So, it wasn’t a good sign. No “quote marks.” Great. Another slacker novel. Supposed to be a mystery. WTF? But then, I don’t know, I totally got into it. Got into Web, the main character. His bizarro job, cleaning up death scenes. Murders. Accidents. Suicides. It was pretty graphic, really. Chunks. Gobbets. Brains and blood and plenty of dead people. And he was, as was so frequently pointed out by his coworkers, friends and family, an “asshole.”
Up for an Edgar, Charlie Huston’s The Mystic Arts of Erasing All Signs of Death is a deserving nominee. The surprisingly readable book is a mystery in that there’s a crime that requires unravelling as well as a couple of crime-related subplots. But the real thing that kept me reading was the ever-so-slow and sideways method Huston uses to reveal the essential tragedy of Webster Fillmore Goodhue’s life. Some time in the not so distant past, Web was an elementary school teacher. And he was with his kids, riding in one of those yellow school buses, when shots fired by one gang towards another went astray, killing one. She died in his arms. The trauma was deeply affecting, and this novel is not just a mystery, but a recounting of his reawakening.

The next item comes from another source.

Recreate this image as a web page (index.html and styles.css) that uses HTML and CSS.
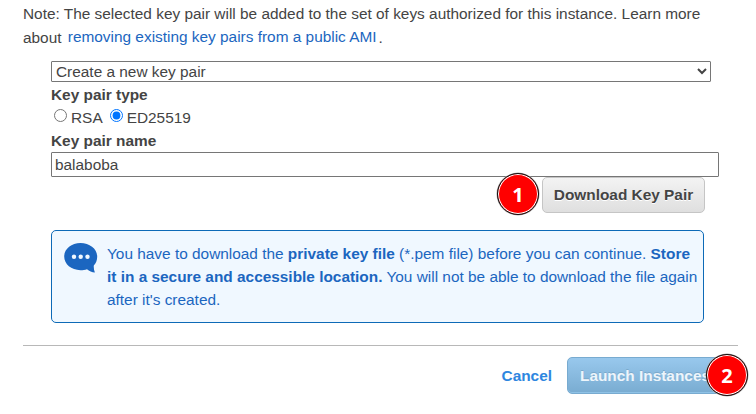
FILE: index.html
```html
<!DOCTYPE html>
<html lang="en">
<head>
<meta charset="utf-8">
<title>Key pair</title>
<link rel="stylesheet" href="styles.css">
</head>
<body>
<main class="dialog">
  <div class="note">
    <div class="note-line">Note: The selected key pair will be added to the set of keys authorized for this instance. Learn more</div>
    <div class="note-line">about <a class="note-link" href="#">removing existing key pairs from a public AMI</a>.</div>
  </div>
  <form class="form">
    <select class="select"><option>Create a new key pair</option></select>
    <div class="label">Key pair type</div>
    <div class="radios">
      <label class="choice"><input type="radio" name="type"><span>RSA</span></label>
      <label class="choice"><input type="radio" name="type" checked><span>ED25519</span></label>
    </div>
    <label class="label" for="name">Key pair name</label>
    <input class="input" id="name" type="text" value="balaboba">
    <div class="download-row">
      <button class="btn btn-download" type="button">Download Key Pair<span class="badge badge-one">1</span></button>
    </div>
    <div class="alert">
      <svg class="bubble" width="34" height="31" viewBox="0 0 34 31">
        <path d="M16.500 0C7.300 0 .2 5.900 .2 13.600S7.300 27.200 16.500 27.200c2.300 0 4.600-.3 6.500-1 2.300 1.900 4.900 3 7.900 3.400-.9-2.100-1.300-4.600-1.100-7 2.100-2.300 3.400-5.300 3.400-8.900C33.200 5.900 25.700 0 16.500 0z" fill="#1b66c0"/>
        <g fill="#f0f8ff"><circle cx="10" cy="13.700" r="2.200"/><circle cx="16.700" cy="13.700" r="2.200"/><circle cx="23.500" cy="13.700" r="2.200"/></g>
      </svg>
      <p class="alert-text">You have to download the <b>private key file</b> (*.pem file) before you can continue. <b>Store<br>it in a secure and accessible location.</b> You will not be able to download the file again<br>after it's created.</p>
    </div>
  </form>
  <footer class="footer">
    <a class="cancel" href="#">Cancel</a>
    <button class="btn btn-launch" type="button">Launch Instances<span class="badge badge-two">2</span></button>
  </footer>
</main>
</body>
</html>
```
FILE: styles.css
```css
* { box-sizing: border-box; }
body {
  margin: 0;
  min-height: 414px;
  background: #fff;
  color: #444;
  font: 15.4px/23px "Liberation Sans", Arial, sans-serif;
  overflow: hidden;
}
a { text-decoration: none; }
.dialog { padding: 2px 18px 0 23px; }
.note { height: 59px; white-space: nowrap; }
.note-line + .note-line { margin-top: 1px; }
.note-link { color: #1b66c0; margin: 0 2px; position: relative; top: -1px; }
.form { padding-left: 28px; }
.select {
  display: block;
  width: 660px;
  height: 21px;
  padding: 0;
  border: 1px solid #767676;
  border-radius: 1px;
  background: #fff;
  color: #444;
  font: 15.4px "Liberation Sans", Arial, sans-serif;
}
.label { display: block; height: 23px; line-height: 25px; font-weight: bold; }
.radios { display: flex; gap: 7px; height: 23px; padding-left: 3px; }
.choice { display: flex; line-height: 25px; }
.choice input { width: 13px; height: 13px; margin: 4px 4px 0 0; }
.input {
  display: block;
  width: 668px;
  height: 25px;
  margin-top: 1px;
  padding: 1px 3px;
  border: 1px solid #767676;
  border-radius: 1px;
  color: #444;
  font: 15.4px "Liberation Sans", Arial, sans-serif;
}
.download-row { display: flex; justify-content: flex-end; padding-right: 33px; }
.btn {
  position: relative;
  padding: 0;
  border-radius: 5px;
  font: bold 15.4px "Liberation Sans", Arial, sans-serif;
  white-space: nowrap;
}
.btn-download {
  width: 163px;
  height: 36px;
  border: 1px solid #c5c5c5;
  background: linear-gradient(#f3f3f3, #dfdfdf);
  color: #444;
  text-shadow: 0 1px 0 #fff;
}
.alert {
  display: flex;
  width: 653px;
  height: 93px;
  margin-top: 17px;
  padding: 12px 0 0 12px;
  border: 1px solid #0d6ab7;
  border-radius: 5px;
  background: #f0f8ff;
  color: #1b66c0;
}
.bubble { flex: none; }
.alert-text { margin: -1px 0 0 9px; white-space: nowrap; }
.footer {
  display: flex;
  align-items: center;
  justify-content: flex-end;
  gap: 15px;
  margin-top: 22px;
  padding: 11px 16px 0 0;
  border-top: 1px solid #b8b8b8;
}
.cancel { color: #2e86e0; font-weight: bold; }
.btn-launch {
  width: 155px;
  height: 37px;
  padding-left: 12px;
  border: 1px solid #78abd0;
  background: linear-gradient(#98c8ed, #79acd1);
  box-shadow: inset 0 -1px 0 #8fc2e6;
  color: #edf5fb;
  text-align: left;
  text-shadow: 0 -1px 0 #7aa9cb;
}
.badge {
  position: absolute;
  width: 42px;
  height: 42px;
  border: 1px solid #111;
  border-radius: 50%;
  background: #f00;
  box-shadow: inset 0 0 0 1px #fff, 0 0 0 .5px #aaa;
  color: #fff;
  font: bold 20px/41px "Noto Sans", "Open Sans", sans-serif;
  text-align: center;
  text-shadow: none;
}
.badge-one { left: -46px; top: -5px; }
.badge-two { left: 138px; top: -4px; }
```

Is he all better at the end of the book? Will he go back to teaching, more sensitive and even better than ever for the experience? No. He’s still afraid of buses – it’s white knuckles all the way. And, at least for now, he’s sticking with the clean-up business. It suits him.
So where does Huston’s book fall in my personal rating system of Edgar nominees? Although the mystery itself was not as compelling as some, Huston’s singular voice, compelling character, and skillful suspense puts the book at #3 out of the five read so far. Just one more Best Novel Nominee to go: The Odds by Kathleen George.
- The Last Child (John Hart)
- Nemesis (Jo Nesbo)
- The Mystic Arts of Erasing All Signs of Death (Charlie Huston)
- The Missing (Tim Gautreaux)
- A Beautiful Place to Die (Malla Nunn)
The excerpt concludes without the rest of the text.